Let’s start with simple file upload to amazon s3 using python. In this example, we will establish connection with S3 bucket and upload single file to it.

import boto3
from botocore.exceptions import NoCredentialsError

def upload_file_to_s3(file_name, bucket, object_name=None):
    if object_name is None:
        object_name = file_name

    s3_client = boto3.client('s3')
    try:
        response = s3_client.upload_file(file_name, bucket, object_name)
    except NoCredentialsError:
        print("Credentials not available")
        return False
    except Exception as e:
        print(f"An error occurred: {e}")
        return False
    return True

# --- Code to call the upload function ---
if __name__ == '__main__':
    # Define the local file path and the S3 bucket name
    local_file = 'sample.txt'
    bucket_name = 'your-s3-bucket-name'
    
    # Call the function to upload the file
    success = upload_file_to_s3(local_file, bucket_name)
    
    if success:
        print(f"Upload successful: {local_file} has been uploaded to {bucket_name}.")
    else:
        print("Upload failed.")

It will use your configuration from local machine and upload file. If you want to use credentials hard coded then create object like below code snippet.

import boto3

s3_client = boto3.client(
    's3',
    aws_access_key_id='YOUR_ACCESS_KEY_ID',
    aws_secret_access_key='YOUR_SECRET_ACCESS_KEY'
)

For multiple files upload, you can use loop or directory based iteration to uploaded files one by one. Let’s create another function to utilize our file upload method for each file into directory.

import os

def upload_directory_to_s3(directory_path, bucket):
    for root, dirs, files in os.walk(directory_path):
        for file in files:
            local_path = os.path.join(root, file)
            # Create a relative path for the S3 object name
            relative_path = os.path.relpath(local_path, directory_path)
            s3_object_name = relative_path.replace("\\", "/")
            
            print(f"Uploading {local_path} to {bucket}/{s3_object_name}")
            upload_file_to_s3(local_path, bucket, s3_object_name)

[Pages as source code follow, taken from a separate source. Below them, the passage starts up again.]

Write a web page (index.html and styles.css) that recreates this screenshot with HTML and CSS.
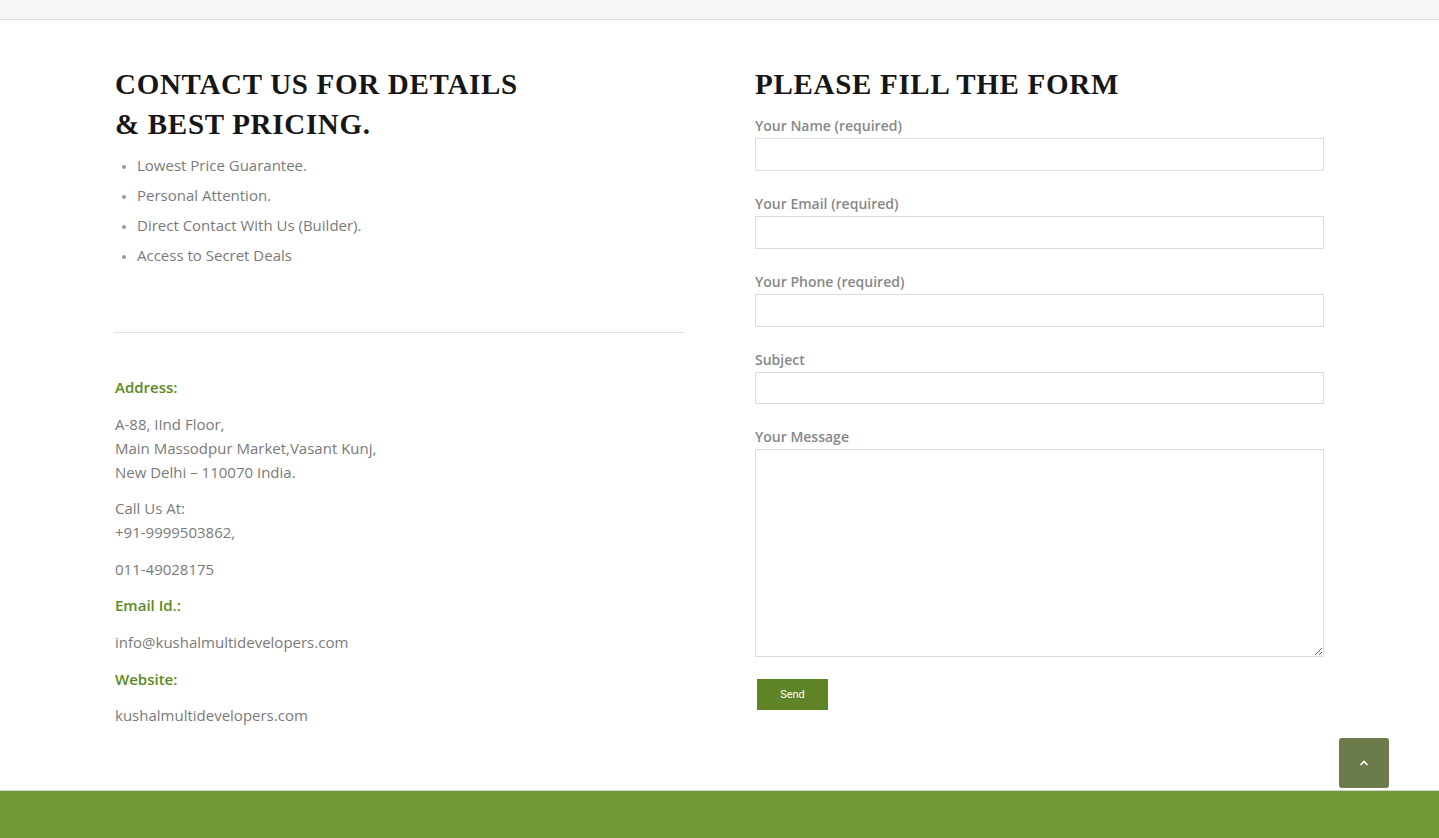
FILE: index.html
```html
<!DOCTYPE html>
<html>
<head>
<meta charset="utf-8">
<link rel="stylesheet" href="styles.css">
</head>
<body>
<div class="topbar"></div>
<main class="main">
  <section class="col left">
    <h2 class="heading">CONTACT US FOR DETAILS<br>&amp; BEST PRICING.</h2>
    <ul class="perks">
      <li>Lowest Price Guarantee.</li>
      <li>Personal Attention.</li>
      <li>Direct Contact With Us (Builder).</li>
      <li>Access to Secret Deals</li>
    </ul>
    <hr class="divider">
    <div class="info">
      <p class="label">Address:</p>
      <p>A-88, IInd Floor,<br>Main Massodpur Market,Vasant Kunj,<br>New Delhi – 110070 India.</p>
      <p>Call Us At:<br>+91-9999503862,</p>
      <p>011-49028175</p>
      <p class="label">Email Id.:</p>
      <p>info@kushalmultidevelopers.com</p>
      <p class="label">Website:</p>
      <p>kushalmultidevelopers.com</p>
    </div>
  </section>
  <section class="col right">
    <h2 class="heading">PLEASE FILL THE FORM</h2>
    <form class="form">
      <label class="field"><span class="flabel">Your Name (required)</span><input type="text" class="input"></label>
      <label class="field"><span class="flabel">Your Email (required)</span><input type="text" class="input"></label>
      <label class="field"><span class="flabel">Your Phone (required)</span><input type="text" class="input"></label>
      <label class="field"><span class="flabel">Subject</span><input type="text" class="input subject"></label>
      <label class="field"><span class="flabel">Your Message</span><textarea class="textarea"></textarea></label>
      <button type="button" class="send">Send</button>
    </form>
  </section>
</main>
<a class="totop" href="#"><svg width="10" height="6" viewBox="0 0 10 6"><path d="M1.5 5 L5 1.5 L8.5 5" fill="none" stroke="#fff" stroke-width="1.6"/></svg></a>
<footer class="footer"></footer>
</body>
</html>
```

FILE: styles.css
```css
* { box-sizing: border-box; }
html, body { margin: 0; padding: 0; }
body {
  background: #fff;
  font-family: "Open Sans", "Liberation Sans", sans-serif;
  font-size: 15px;
  color: #7a7a7a;
  position: relative;
  min-height: 838px;
}
.topbar {
  height: 20px;
  background: #f6f6f6;
  border-bottom: 1px solid #dcdcdc;
}
.main {
  width: 1209px;
  margin: 0 auto;
  display: grid;
  grid-template-columns: 569px 569px;
  column-gap: 71px;
  padding-top: 44px;
  height: 770px;
}
.heading {
  margin: 0;
  font-family: "Liberation Serif", serif;
  font-weight: bold;
  font-size: 29px;
  line-height: 40px;
  letter-spacing: 0.7px;
  color: #161616;
}
.perks {
  margin: 6px 0 0;
  padding: 0 0 0 22px;
  list-style: disc;
  line-height: 30px;
  color: #7a7a7a;
}
.perks li::marker { color: #999; font-size: 12px; }
.divider {
  border: 0;
  border-top: 1px solid #e1e1e1;
  margin: 62px 0 0;
}
.info { padding-top: 42px; line-height: 24px; }
.info p { margin: 0 0 12.6px; }
.info .label { color: #5b8a1c; font-weight: 600; }
.form { display: flex; flex-direction: column; margin-top: 14px; }
.field { display: flex; flex-direction: column; margin-bottom: 25px; }
.flabel {
  font-size: 14px;
  font-weight: 600;
  color: #888;
  line-height: 16px;
  margin-bottom: 4px;
}
.input {
  height: 33px;
  border: 1px solid #dcdcdc;
  background: #fff;
  margin: 0;
  padding: 0 8px;
  font: inherit;
  width: 100%;
}
.input.subject { height: 32px; }
.textarea {
  height: 208px;
  border: 1px solid #dcdcdc;
  background: #fff;
  margin: 0;
  font: inherit;
  width: 100%;
  resize: vertical;
}
.send {
  align-self: flex-start;
  margin: -3px 0 0 2px;
  width: 71px;
  height: 31px;
  border: 0;
  background: #5e8427;
  color: #fff;
  font-family: "Roboto", "Liberation Sans", sans-serif;
  font-size: 11px;
  padding: 0;
}
.totop {
  position: absolute;
  left: 1339px;
  top: 738px;
  width: 50px;
  height: 50px;
  border-radius: 3px;
  background: #6b7b4c;
  display: flex;
  align-items: center;
  justify-content: center;
}
.footer {
  height: 48px;
  background: #709a36;
  border-top: 1px solid #d6d6d6;
}
```
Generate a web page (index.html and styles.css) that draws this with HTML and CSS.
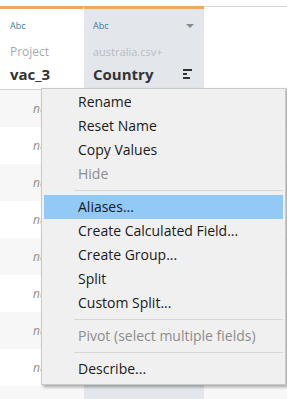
FILE: index.html
```html
<!DOCTYPE html>
<html lang="en">
<head>
  <meta charset="UTF-8" />
  <title>Data Source Grid</title>
  <link rel="stylesheet" href="styles.css">
</head>
<body>
  <div class="grid">
    <div class="header">
      <div class="col col-a">
        <div class="type">Abc</div>
        <div class="source">Project</div>
        <div class="name">vac_3</div>
      </div>
      <div class="col col-b">
        <div class="type">Abc <span class="caret"></span></div>
        <div class="source light">australia.csv+</div>
        <div class="name">Country
          <svg class="sort" width="10" height="10" viewBox="0 0 10 10">
            <rect x="0" y="0" width="9" height="2" fill="#333"/>
            <rect x="0" y="4" width="4" height="2" fill="#333"/>
            <rect x="0" y="8" width="7" height="2" fill="#333"/>
          </svg>
        </div>
      </div>
      <div class="col col-c"></div>
    </div>

    <div class="rows">
      <div class="row"><div class="cell-a">null</div><div class="cell-b"></div><div class="cell-c"></div></div>
      <div class="row"><div class="cell-a">null</div><div class="cell-b"></div><div class="cell-c"></div></div>
      <div class="row"><div class="cell-a">null</div><div class="cell-b"></div><div class="cell-c"></div></div>
      <div class="row"><div class="cell-a">null</div><div class="cell-b"></div><div class="cell-c"></div></div>
      <div class="row"><div class="cell-a">null</div><div class="cell-b"></div><div class="cell-c"></div></div>
      <div class="row"><div class="cell-a">null</div><div class="cell-b"></div><div class="cell-c"></div></div>
      <div class="row"><div class="cell-a">null</div><div class="cell-b"></div><div class="cell-c"></div></div>
      <div class="row"><div class="cell-a">null</div><div class="cell-b"></div><div class="cell-c"></div></div>
      <div class="row"><div class="cell-a"></div><div class="cell-b"></div><div class="cell-c"></div></div>
    </div>
  </div>

  <ul class="menu">
    <li>Rename</li>
    <li>Reset Name</li>
    <li>Copy Values</li>
    <li class="disabled">Hide</li>
    <li class="sep"></li>
    <li class="active">Aliases...</li>
    <li>Create Calculated Field...</li>
    <li>Create Group...</li>
    <li>Split</li>
    <li>Custom Split...</li>
    <li class="sep"></li>
    <li class="disabled">Pivot (select multiple fields)</li>
    <li class="sep"></li>
    <li>Describe...</li>
  </ul>
</body>
</html>
```

FILE: styles.css
```css
body {
  margin: 0;
  font-family: "Open Sans", "Noto Sans", sans-serif;
  background: #ffffff;
  overflow: hidden;
}

.grid {
  padding-top: 6px;
  width: 287px;
  height: 399px;
  box-sizing: border-box;
  overflow: hidden;
}

.header {
  display: flex;
  height: 83px;
  border-bottom: 1px solid #d4d4d4;
}

.col {
  box-sizing: border-box;
}

.col-a {
  width: 84px;
  border-top: 3px solid #f0a664;
  border-right: 1px solid #ffffff;
  padding-left: 10px;
}

.col-b {
  width: 120px;
  background: #e3e7eb;
  border-top: 3px solid #f0a664;
  padding-left: 9px;
  padding-right: 10px;
}

.col-c {
  flex: 1;
  border-top: 1px solid #d4d4d4;
}

.type {
  font-size: 9px;
  color: #3b7896;
  margin-top: 10px;
  height: 14px;
  line-height: 14px;
  display: flex;
  justify-content: space-between;
  align-items: center;
}

.caret {
  width: 0;
  height: 0;
  border-left: 4px solid transparent;
  border-right: 4px solid transparent;
  border-top: 4px solid #8a8a8a;
}

.source {
  font-size: 12px;
  color: #a9a9a9;
  margin-top: 11px;
  height: 16px;
  line-height: 16px;
}

.source.light {
  color: #b8bcc0;
  font-size: 11px;
}

.name {
  font-size: 15px;
  font-weight: bold;
  color: #333333;
  margin-top: 4px;
  line-height: 20px;
  display: flex;
  justify-content: space-between;
  align-items: center;
}

.sort {
  margin-right: 1px;
}

.row {
  display: flex;
  height: 37px;
}

.cell-a {
  width: 84px;
  padding-left: 33px;
  box-sizing: border-box;
  font-size: 12px;
  font-style: italic;
  color: #8f8f8f;
  line-height: 37px;
}

.cell-b {
  width: 120px;
  background: #e3e7eb;
}

.cell-c {
  flex: 1;
}

.row:nth-child(odd) .cell-a,
.row:nth-child(odd) .cell-c {
  background: #f7f7f7;
}

.menu {
  position: absolute;
  left: 41px;
  top: 88px;
  width: 245px;
  margin: 0;
  padding: 1px 0 3px;
  list-style: none;
  background: #f0f0f0;
  border: 1px solid #c9c9c9;
  box-sizing: border-box;
  box-shadow: 2px 2px 3px rgba(0, 0, 0, 0.35);
  font-size: 14px;
  color: #1a1a1a;
}

.menu li {
  height: 24px;
  line-height: 24px;
  padding-left: 34px;
  margin: 0 2px;
  white-space: nowrap;
}

.menu li.disabled {
  color: #8d8d8d;
}

.menu li.active {
  background: #91c9f7;
}

.menu li.sep {
  height: 1px;
  margin: 4px 2px 4px 32px;
  background: #d7d7d7;
}
```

The function will loop through each file and upload it to Amazon S3 bucket.

Uploading Large Files into Chunks to Amazon S3

Sometimes, large files need to upload to the S3 bucket for better performance. Let’s assume you are creating service like netflix where entire movies are being uploaded and streamed. Let’s take an example to upload large file to bucket.

import boto3
import os
import math

def upload_large_file_in_chunks(file_path, bucket_name, object_name):
    s3_client = boto3.client('s3')
    chunk_size = 5 * 1024 * 1024

    try:
        response = s3_client.create_multipart_upload(
            Bucket=bucket_name,
            Key=object_name
        )
        upload_id = response['UploadId']
        print(f"Multipart upload initiated with UploadId: {upload_id}")

        parts = []
        file_size = os.path.getsize(file_path)
        num_chunks = math.ceil(file_size / chunk_size)

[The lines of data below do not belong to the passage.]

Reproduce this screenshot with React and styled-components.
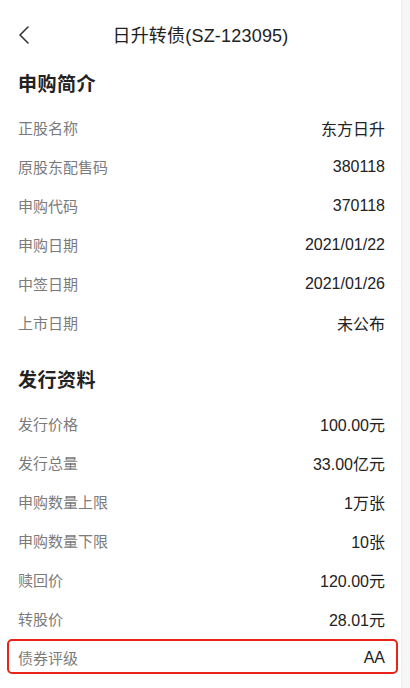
import React from 'react';
import styled, { createGlobalStyle } from 'styled-components';

const GlobalStyle = createGlobalStyle`
  html, body {
    margin: 0;
    padding: 0;
    background: #f6f6f6;
  }
  body {
    font-family: "Liberation Sans", "Noto Sans CJK SC", sans-serif;
    -webkit-font-smoothing: antialiased;
  }
`;

const Page = styled.div`
  width: 401px;
  height: 688px;
  background: #fff;
  border-right: 1px solid #ececec;
  overflow: hidden;
`;

const Header = styled.header`
  height: 68px;
  display: flex;
  align-items: center;
  justify-content: center;
  position: relative;
`;

const BackBtn = styled.button`
  position: absolute;
  left: 14px;
  top: 25px;
  width: 20px;
  height: 20px;
  padding: 0;
  border: none;
  background: none;
  display: flex;
  align-items: center;
  justify-content: center;
  cursor: pointer;
`;

const Title = styled.h1`
  margin: 0;
  font-size: 18px;
  font-weight: 400;
  color: #222;
  letter-spacing: 0.2px;
`;

const Section = styled.section`
  padding-top: ${(p) => (p.first ? '5px' : '27px')};
`;

const SectionTitle = styled.h2`
  margin: 0 0 11px;
  padding: 0 18px;
  height: 24px;
  line-height: 24px;
  font-size: 19px;
  font-weight: 700;
  color: #222;
  letter-spacing: 0.5px;
`;

const Row = styled.div`
  position: relative;
  height: 39px;
  padding: 0 16px 0 18px;
  display: flex;
  align-items: center;
  justify-content: space-between;

  ${(p) =>
    p.highlight &&
    `
    &::after {
      content: '';
      position: absolute;
      left: 7px;
      right: 3px;
      top: 1px;
      bottom: 3px;
      border: 2.5px solid #e8241a;
      border-radius: 5px;
    }
  `}
`;

const Label = styled.span`
  font-size: 15px;
  color: #7b7b7b;
`;

const Value = styled.span`
  font-size: 16px;
  color: #222;
`;

const subscribe = [
  ['正股名称', '东方日升'],
  ['原股东配售码', '380118'],
  ['申购代码', '370118'],
  ['申购日期', '2021/01/22'],
  ['中签日期', '2021/01/26'],
  ['上市日期', '未公布'],
];

const issue = [
  ['发行价格', '100.00元'],
  ['发行总量', '33.00亿元'],
  ['申购数量上限', '1万张'],
  ['申购数量下限', '10张'],
  ['赎回价', '120.00元'],
  ['转股价', '28.01元'],
  ['债券评级', 'AA', true],
];

const App = () => {
  return (
    <>
      <GlobalStyle />
      <Page>
        <Header>
          <BackBtn aria-label="返回">
            <svg width="14" height="18" viewBox="0 0 14 18" fill="none">
              <path d="M11 1L3 9L11 17" stroke="#333" strokeWidth="1.6" strokeLinecap="round" strokeLinejoin="round" />
            </svg>
          </BackBtn>
          <Title>日升转债(SZ-123095)</Title>
        </Header>

        <Section first>
          <SectionTitle>申购简介</SectionTitle>
          {subscribe.map(([k, v]) => (
            <Row key={k}>
              <Label>{k}</Label>
              <Value>{v}</Value>
            </Row>
          ))}
        </Section>

        <Section>
          <SectionTitle>发行资料</SectionTitle>
          {issue.map(([k, v, hl]) => (
            <Row key={k} highlight={hl}>
              <Label>{k}</Label>
              <Value>{v}</Value>
            </Row>
          ))}
        </Section>
      </Page>
    </>
  );
};

export default App;
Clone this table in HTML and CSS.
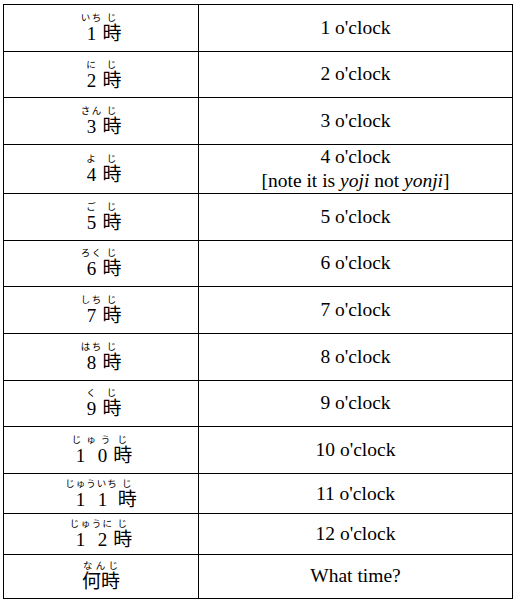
FILE: index.html
```html
<!DOCTYPE html>
<html lang="ja">
<head>
<meta charset="utf-8">
<title>時 — o'clock</title>
<link rel="stylesheet" href="styles.css">
</head>
<body>
<table class="times">
  <tr><td class="jp"><ruby><span class="d">1</span><rt>いち</rt></ruby><ruby>時<rt>じ</rt></ruby></td><td class="en">1 o'clock</td></tr>
  <tr><td class="jp"><ruby><span class="d">2</span><rt>に</rt></ruby><ruby>時<rt>じ</rt></ruby></td><td class="en">2 o'clock</td></tr>
  <tr><td class="jp"><ruby><span class="d">3</span><rt>さん</rt></ruby><ruby>時<rt>じ</rt></ruby></td><td class="en">3 o'clock</td></tr>
  <tr class="tall"><td class="jp"><ruby><span class="d">4</span><rt>よ</rt></ruby><ruby>時<rt>じ</rt></ruby></td><td class="en">4 o'clock<br>[note it is <i>yoji</i> not <i>yonji</i>]</td></tr>
  <tr><td class="jp"><ruby><span class="d">5</span><rt>ご</rt></ruby><ruby>時<rt>じ</rt></ruby></td><td class="en">5 o'clock</td></tr>
  <tr><td class="jp"><ruby><span class="d">6</span><rt>ろく</rt></ruby><ruby>時<rt>じ</rt></ruby></td><td class="en">6 o'clock</td></tr>
  <tr><td class="jp"><ruby><span class="d">7</span><rt>しち</rt></ruby><ruby>時<rt>じ</rt></ruby></td><td class="en">7 o'clock</td></tr>
  <tr><td class="jp"><ruby><span class="d">8</span><rt>はち</rt></ruby><ruby>時<rt>じ</rt></ruby></td><td class="en">8 o'clock</td></tr>
  <tr><td class="jp"><ruby><span class="d">9</span><rt>く</rt></ruby><ruby>時<rt>じ</rt></ruby></td><td class="en">9 o'clock</td></tr>
  <tr><td class="jp"><ruby><span class="d">1</span><span class="d">0</span><rt>じゅう</rt></ruby><ruby>時<rt>じ</rt></ruby></td><td class="en">10 o'clock</td></tr>
  <tr class="short"><td class="jp"><ruby><span class="d">1</span><span class="d">1</span><rt>じゅういち</rt></ruby><ruby>時<rt>じ</rt></ruby></td><td class="en">11 o'clock</td></tr>
  <tr class="short"><td class="jp"><ruby><span class="d">1</span><span class="d">2</span><rt>じゅうに</rt></ruby><ruby>時<rt>じ</rt></ruby></td><td class="en">12 o'clock</td></tr>
  <tr class="last"><td class="jp"><ruby>何時<rt>なんじ</rt></ruby></td><td class="en">What time?</td></tr>
</table>
</body>
</html>
```
FILE: styles.css
```css
html, body {
  margin: 0;
  padding: 0;
  background: #ffffff;
}

.times {
  margin: 4px 0 0 3px;
  width: 510px;
  border-collapse: collapse;
  table-layout: fixed;
  color: #000000;
}

.times tr {
  height: 46.67px;
}

.times tr.tall {
  height: 49px;
}

.times tr.short {
  height: 40.5px;
}

.times tr.last {
  height: 44px;
}

.times td {
  border: 1px solid #000000;
  padding: 0 4px;
  text-align: center;
  vertical-align: middle;
}

.jp {
  width: 186px;
  font-family: "Liberation Serif", "Noto Sans CJK JP", serif;
  font-size: 19px;
  line-height: 1.05;
  padding-top: 6px;
}

.jp ruby {
  ruby-align: space-around;
  ruby-position: over;
}

.jp .d {
  display: inline-block;
  width: 1.15em;
  text-align: center;
}

.jp rt {
  font-family: "Noto Sans CJK JP", sans-serif;
  font-size: 9.5px;
  line-height: 1.2;
  letter-spacing: 1px;
}

.en {
  font-family: "Liberation Serif", serif;
  font-size: 19.5px;
  line-height: 24px;
}

.en i {
  font-style: italic;
}
```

        with open(file_path, 'rb') as f:
            for i in range(num_chunks):
                part_number = i + 1
                chunk = f.read(chunk_size)
                
                print(f"Uploading part {part_number}/{num_chunks}...")
                part_response = s3_client.upload_part(
                    Bucket=bucket_name,
                    Key=object_name,
                    PartNumber=part_number,
                    UploadId=upload_id,
                    Body=chunk
                )
                
                parts.append({
                    'PartNumber': part_number,
                    'ETag': part_response['ETag']
                })

        print("Completing multipart upload...")
        s3_client.complete_multipart_upload(
            Bucket=bucket_name,
            Key=object_name,
            UploadId=upload_id,
            MultipartUpload={'Parts': parts}
        )
        print("Large file uploaded successfully.")
        return True

    except Exception as e:
        print(f"An error occurred: {e}")
        if 'upload_id' in locals():
            print("Aborting multipart upload.")
            s3_client.abort_multipart_upload(
                Bucket=bucket_name,
                Key=object_name,
                UploadId=upload_id
            )
        return False


if __name__ == '__main__':
    file_to_upload = 'test.mov'
    bucket = 'your-s3-bucket-name'
    s3_object_key = 'videos/test.mov'
    
    if os.path.exists(file_to_upload):
        upload_large_file_in_chunks(file_to_upload, bucket, s3_object_key)
    else:
        print(f"Error: The file {file_to_upload} was not found.")

It will split file into small chunks for better performance and upload chunks individually.

Conclusion

You now have the tools and knowledge to confidently upload files to S3 from your Python applications. We have covered the basics of installing Boto3 and uploading a single file, then expanded on that to upload an entire directory and learned how Boto3 transparently handles large files using multipart uploads. Adding Amazon S3 to your projects means obtaining a scalable, highly secure, and very affordable environment for storing all types of files.